Tuesday, 13 September 2011

A tarsnap client script wrapper

I've been using tarsnap as my personal “cloud” backup solution for a while now and can warmly recommend it.

The tarsnap client tool (called tarsnap) feels and behaves just like you would expect of any respectable UNIX command: it has a well-written manpage; it has command-line arguments that you cannot remember, but which sort of agree with the conventions set by the elder UNIX commands. In fact, the tarsnap syntax is almost a superset of the tar command.

In other words, it's practically crying out to be used as a building block in some script; and that's exactly what I've done here.
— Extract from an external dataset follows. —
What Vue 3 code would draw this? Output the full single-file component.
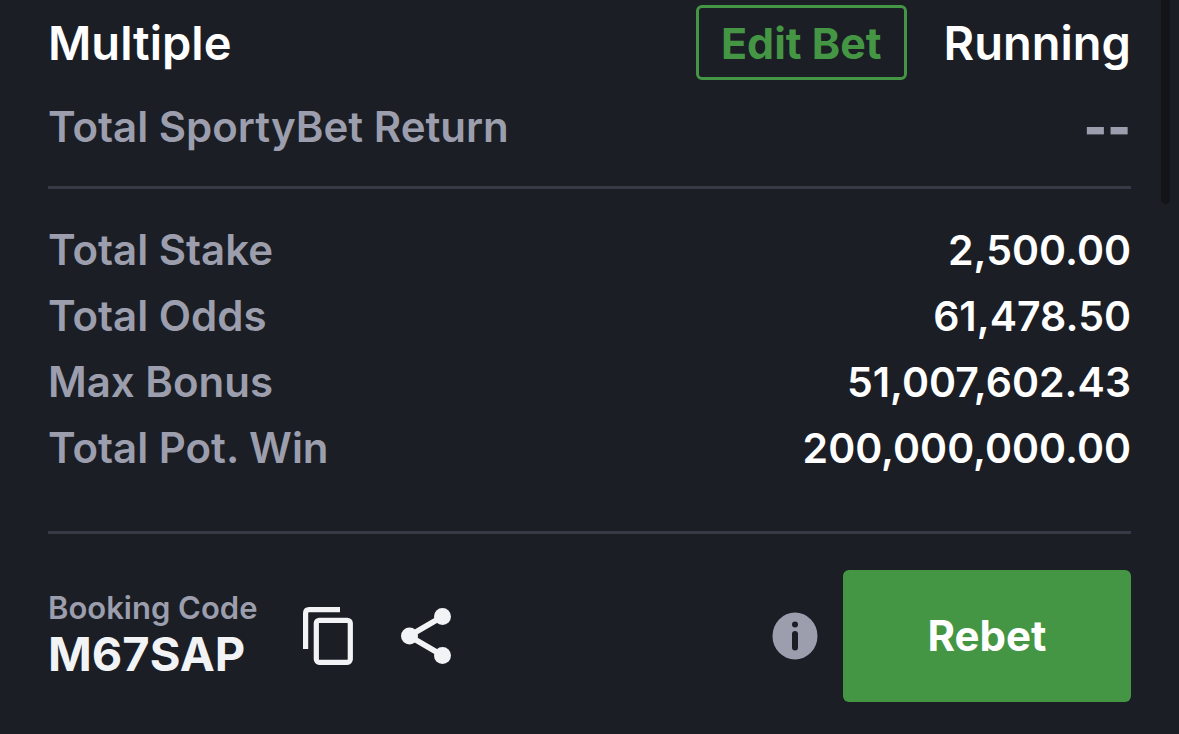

backup.py is my convenient tarsnap wrapper (github).

The idea is that since you generally backup the same set of archives regularly, you want to define the contents for each archive somewhere.

backup.py makes this easy by looking into a single (configurable) directory and making an archive from each directory entry. If the entry is a directory, it uses that. If it's a symbolic link, it uses that. If it's a directory containing symlinks, it follows them. On top of that, you can define exclusions (archive everything in firefox-profile/ except for Cache) via the config file.

Since tarsnap has no concept of different version of backup archives, backup.py will append the current date (yyyy-mm-dd) to each archive. (This works well with tarsnap since it does deduplication, so you automatically only pay for the diffs between archives.)